High School Senior Elected Mayor of Michigan Town
Susan Notes: This news item made me grin--for the optimism and exuberance of youth. I hope it does the same for you.
By Brian Wise and Jen Brown
Earlier this year, Michael Sessions lost his bid for student body vice president at Hillsdale High School, but the high school senior has made quite a comeback.
Today he is the mayor-elect of Hillsdale, Mich.
"I ran because I thought I could bring a difference to the city of Hillsdale," Sessions told ABC News.
Sessions successfully mounted a rare write-in campaign for the office of mayor, narrowly defeating the 51-year-old incumbent, Douglas Ingles, on Tuesday.
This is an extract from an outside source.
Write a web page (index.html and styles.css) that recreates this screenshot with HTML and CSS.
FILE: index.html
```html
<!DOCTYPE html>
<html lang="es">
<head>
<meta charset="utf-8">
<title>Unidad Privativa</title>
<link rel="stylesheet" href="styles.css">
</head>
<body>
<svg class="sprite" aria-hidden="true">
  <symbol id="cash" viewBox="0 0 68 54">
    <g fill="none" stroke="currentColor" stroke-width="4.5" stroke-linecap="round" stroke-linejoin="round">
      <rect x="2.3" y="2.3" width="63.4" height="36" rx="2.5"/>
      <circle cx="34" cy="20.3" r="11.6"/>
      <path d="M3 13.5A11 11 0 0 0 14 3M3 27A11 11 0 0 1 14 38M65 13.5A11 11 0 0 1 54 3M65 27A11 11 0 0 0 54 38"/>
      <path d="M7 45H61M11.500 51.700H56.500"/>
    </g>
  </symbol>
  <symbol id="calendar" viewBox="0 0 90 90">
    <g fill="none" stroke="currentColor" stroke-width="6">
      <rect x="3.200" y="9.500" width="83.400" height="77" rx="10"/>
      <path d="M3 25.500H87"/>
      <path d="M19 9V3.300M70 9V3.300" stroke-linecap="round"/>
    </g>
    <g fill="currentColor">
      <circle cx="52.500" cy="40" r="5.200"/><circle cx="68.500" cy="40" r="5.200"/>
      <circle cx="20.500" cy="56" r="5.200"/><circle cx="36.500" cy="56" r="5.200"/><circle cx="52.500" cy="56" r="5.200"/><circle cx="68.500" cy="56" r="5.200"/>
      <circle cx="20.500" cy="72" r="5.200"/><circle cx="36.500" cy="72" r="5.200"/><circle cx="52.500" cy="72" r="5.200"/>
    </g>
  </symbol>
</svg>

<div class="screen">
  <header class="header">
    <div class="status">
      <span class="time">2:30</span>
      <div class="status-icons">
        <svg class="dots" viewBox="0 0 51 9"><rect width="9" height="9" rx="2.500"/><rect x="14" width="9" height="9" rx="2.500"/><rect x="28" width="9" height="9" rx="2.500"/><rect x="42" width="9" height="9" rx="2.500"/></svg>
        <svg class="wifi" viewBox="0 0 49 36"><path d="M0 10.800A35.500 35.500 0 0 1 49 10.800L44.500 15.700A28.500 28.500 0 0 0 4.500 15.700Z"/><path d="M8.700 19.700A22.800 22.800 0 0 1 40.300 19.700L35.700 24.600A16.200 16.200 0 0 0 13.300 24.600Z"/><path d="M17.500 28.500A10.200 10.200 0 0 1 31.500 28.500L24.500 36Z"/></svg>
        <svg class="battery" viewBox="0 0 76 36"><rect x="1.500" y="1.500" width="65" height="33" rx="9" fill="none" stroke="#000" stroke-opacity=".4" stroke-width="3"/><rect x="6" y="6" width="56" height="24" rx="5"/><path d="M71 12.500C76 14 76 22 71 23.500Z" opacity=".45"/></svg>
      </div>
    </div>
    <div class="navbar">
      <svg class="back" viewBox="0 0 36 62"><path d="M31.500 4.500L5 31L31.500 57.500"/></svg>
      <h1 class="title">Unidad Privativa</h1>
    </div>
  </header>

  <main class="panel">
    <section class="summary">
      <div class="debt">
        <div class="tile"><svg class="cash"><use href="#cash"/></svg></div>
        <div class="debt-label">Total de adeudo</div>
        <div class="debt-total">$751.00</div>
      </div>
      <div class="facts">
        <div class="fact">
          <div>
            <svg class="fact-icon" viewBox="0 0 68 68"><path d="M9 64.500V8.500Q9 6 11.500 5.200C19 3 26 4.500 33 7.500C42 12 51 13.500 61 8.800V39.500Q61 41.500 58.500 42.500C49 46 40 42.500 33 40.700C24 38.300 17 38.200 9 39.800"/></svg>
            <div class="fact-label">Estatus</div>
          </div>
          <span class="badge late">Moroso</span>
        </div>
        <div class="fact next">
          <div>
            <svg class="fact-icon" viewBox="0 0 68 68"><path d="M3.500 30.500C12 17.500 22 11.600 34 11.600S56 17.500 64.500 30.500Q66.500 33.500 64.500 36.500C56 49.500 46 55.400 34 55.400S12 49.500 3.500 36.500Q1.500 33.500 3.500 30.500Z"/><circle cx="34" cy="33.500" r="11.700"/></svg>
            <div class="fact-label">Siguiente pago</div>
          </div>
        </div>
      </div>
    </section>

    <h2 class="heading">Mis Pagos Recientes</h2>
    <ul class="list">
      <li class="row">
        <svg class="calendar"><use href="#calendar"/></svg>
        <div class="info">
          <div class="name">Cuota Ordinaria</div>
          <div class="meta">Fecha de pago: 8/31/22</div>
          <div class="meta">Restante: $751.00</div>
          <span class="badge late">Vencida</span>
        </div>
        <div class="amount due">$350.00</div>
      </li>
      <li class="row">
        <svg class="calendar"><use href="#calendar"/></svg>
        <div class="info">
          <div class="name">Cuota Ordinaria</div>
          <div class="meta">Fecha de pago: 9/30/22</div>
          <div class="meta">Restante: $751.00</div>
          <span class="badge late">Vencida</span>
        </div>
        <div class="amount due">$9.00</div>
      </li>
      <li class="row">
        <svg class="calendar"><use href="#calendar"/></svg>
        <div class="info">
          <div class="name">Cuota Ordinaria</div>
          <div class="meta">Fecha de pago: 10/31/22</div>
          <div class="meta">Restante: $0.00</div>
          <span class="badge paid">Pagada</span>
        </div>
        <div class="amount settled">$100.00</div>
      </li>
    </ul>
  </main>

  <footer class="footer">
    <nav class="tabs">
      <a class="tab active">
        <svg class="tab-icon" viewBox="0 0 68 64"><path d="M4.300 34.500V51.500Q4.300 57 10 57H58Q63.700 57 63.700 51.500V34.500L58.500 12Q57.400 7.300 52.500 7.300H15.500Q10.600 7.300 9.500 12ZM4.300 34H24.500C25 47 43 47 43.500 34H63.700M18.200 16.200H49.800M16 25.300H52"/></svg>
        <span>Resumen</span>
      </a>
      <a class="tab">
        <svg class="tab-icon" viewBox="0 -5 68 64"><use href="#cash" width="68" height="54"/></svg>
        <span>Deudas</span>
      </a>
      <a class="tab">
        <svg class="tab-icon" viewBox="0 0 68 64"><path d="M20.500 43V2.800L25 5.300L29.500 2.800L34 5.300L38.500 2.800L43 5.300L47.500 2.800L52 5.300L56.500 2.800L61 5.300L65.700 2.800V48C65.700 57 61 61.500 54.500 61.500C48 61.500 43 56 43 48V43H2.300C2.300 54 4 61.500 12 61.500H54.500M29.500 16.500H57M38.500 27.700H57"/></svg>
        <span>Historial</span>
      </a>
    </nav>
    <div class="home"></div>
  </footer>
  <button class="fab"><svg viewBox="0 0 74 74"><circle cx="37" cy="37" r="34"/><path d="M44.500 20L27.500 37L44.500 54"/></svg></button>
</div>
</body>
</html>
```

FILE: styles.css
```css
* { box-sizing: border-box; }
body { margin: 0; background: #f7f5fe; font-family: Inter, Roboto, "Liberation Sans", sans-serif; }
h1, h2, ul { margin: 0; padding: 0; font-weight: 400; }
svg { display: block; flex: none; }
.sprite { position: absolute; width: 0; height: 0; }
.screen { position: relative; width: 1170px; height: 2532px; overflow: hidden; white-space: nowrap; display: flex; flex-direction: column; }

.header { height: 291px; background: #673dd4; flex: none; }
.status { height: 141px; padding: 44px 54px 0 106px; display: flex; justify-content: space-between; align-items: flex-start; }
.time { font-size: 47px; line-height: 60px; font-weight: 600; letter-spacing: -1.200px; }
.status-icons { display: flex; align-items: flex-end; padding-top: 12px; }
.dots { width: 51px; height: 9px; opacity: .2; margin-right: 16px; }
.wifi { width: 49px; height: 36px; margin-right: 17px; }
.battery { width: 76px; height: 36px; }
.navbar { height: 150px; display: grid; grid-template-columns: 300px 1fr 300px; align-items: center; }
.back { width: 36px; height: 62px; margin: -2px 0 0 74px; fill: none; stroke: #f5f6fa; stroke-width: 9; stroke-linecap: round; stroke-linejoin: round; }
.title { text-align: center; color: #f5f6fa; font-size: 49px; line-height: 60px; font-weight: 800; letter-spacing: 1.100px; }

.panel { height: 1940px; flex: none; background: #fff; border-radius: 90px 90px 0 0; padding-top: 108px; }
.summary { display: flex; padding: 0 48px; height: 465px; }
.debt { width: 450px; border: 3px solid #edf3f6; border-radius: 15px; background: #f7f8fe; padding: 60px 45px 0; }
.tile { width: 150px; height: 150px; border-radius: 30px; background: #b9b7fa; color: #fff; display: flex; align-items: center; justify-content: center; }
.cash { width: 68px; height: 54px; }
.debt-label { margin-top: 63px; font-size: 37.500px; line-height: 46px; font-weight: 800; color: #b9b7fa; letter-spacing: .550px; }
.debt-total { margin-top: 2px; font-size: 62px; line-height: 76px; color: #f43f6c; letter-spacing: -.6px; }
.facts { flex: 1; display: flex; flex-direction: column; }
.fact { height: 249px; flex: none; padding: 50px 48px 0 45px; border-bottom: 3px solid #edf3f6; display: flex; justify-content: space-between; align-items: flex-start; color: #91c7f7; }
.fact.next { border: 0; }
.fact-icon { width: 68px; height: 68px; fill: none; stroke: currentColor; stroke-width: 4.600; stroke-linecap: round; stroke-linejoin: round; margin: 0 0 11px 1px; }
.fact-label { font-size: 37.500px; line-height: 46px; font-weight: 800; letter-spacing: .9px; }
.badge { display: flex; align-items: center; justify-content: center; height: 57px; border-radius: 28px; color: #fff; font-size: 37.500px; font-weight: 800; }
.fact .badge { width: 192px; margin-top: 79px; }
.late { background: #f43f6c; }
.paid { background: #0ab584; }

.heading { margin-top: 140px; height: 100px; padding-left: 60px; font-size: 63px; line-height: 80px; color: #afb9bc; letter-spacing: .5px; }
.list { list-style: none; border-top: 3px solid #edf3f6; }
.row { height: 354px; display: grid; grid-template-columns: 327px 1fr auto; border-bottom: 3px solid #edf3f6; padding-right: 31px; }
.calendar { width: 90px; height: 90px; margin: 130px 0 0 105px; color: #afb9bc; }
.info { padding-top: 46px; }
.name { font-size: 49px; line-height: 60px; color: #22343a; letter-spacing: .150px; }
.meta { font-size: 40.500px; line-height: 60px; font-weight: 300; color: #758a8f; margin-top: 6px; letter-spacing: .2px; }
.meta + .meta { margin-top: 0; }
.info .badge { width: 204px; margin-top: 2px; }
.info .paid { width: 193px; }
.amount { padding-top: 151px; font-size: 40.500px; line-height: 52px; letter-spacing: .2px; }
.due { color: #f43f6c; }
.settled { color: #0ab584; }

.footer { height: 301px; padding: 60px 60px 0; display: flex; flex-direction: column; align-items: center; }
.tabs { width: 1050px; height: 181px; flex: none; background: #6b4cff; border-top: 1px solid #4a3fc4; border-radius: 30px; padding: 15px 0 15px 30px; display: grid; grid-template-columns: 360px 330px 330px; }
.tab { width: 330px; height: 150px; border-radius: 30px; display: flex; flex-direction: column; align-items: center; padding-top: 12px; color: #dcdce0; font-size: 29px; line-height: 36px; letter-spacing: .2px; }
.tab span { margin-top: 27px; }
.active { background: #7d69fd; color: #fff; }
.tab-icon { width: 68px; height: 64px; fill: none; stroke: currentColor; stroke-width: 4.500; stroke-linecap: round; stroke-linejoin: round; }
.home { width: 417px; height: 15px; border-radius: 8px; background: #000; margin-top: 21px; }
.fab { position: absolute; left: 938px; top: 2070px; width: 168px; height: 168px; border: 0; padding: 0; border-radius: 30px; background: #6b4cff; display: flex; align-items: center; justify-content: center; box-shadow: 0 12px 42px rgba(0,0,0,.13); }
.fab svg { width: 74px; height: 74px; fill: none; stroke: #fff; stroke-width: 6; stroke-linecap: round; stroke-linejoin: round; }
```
Sessions (whose name could not be included on the regular ballot because he had not turned 18 by the May filing deadline) ran his campaign using the $700 he made from his summer job, according to The Associated Press.
Sessions won the election 732-668, according to unofficial results published by the Hillsdale Daily News. About 1,400 of the town's 8,400 residents voted. He will be sworn in as mayor on Nov. 21, but his first official meeting as mayor will be at a community goals strategy session on Nov. 14.
Sessions lives with his parents, Scott and Lorri, and his younger sister. He is a manager of several athletic teams at Hillsdale High and is interested in chess, according to school officials.
"We never thought this would happen," Hillsdale City Manager Tim Vagle told ABC News. "Now we will see what we need to do to make this work. [Sessions] missed a planning commission meeting this morning. I assume it is because he had school."
Dan Skiendziel, 39, met Sessions at a friend's house on Sunday. Based on the brief interaction, he decided to cast his vote for the teen candidate.
"We need some change," Skiendziel said. "It's [Hillsdale] a small town that needs some change in the mayor's office."
The Hillsdale fire department agrees. The department, which has three full-time employees and 23 volunteer members, voted to endorse Sessions at its meeting on Nov. 2, according to firefighter Bruce Sharp.
"We liked what we heard from him and as members we all voted to endorse him," Sharp said. "His promise was he would do his best to get the fourth guy on the squad. He's an 18-year-old high school senior. Who knows? He's got a fight on his hands."
Skiendziel described the position of mayor as "more ceremonial."
Part of Session's responsibilities will include running the city council meetings and making city-wide commission appointments. "I think I can bring about fresh ideas, fresh blood," Sessions told a local television station.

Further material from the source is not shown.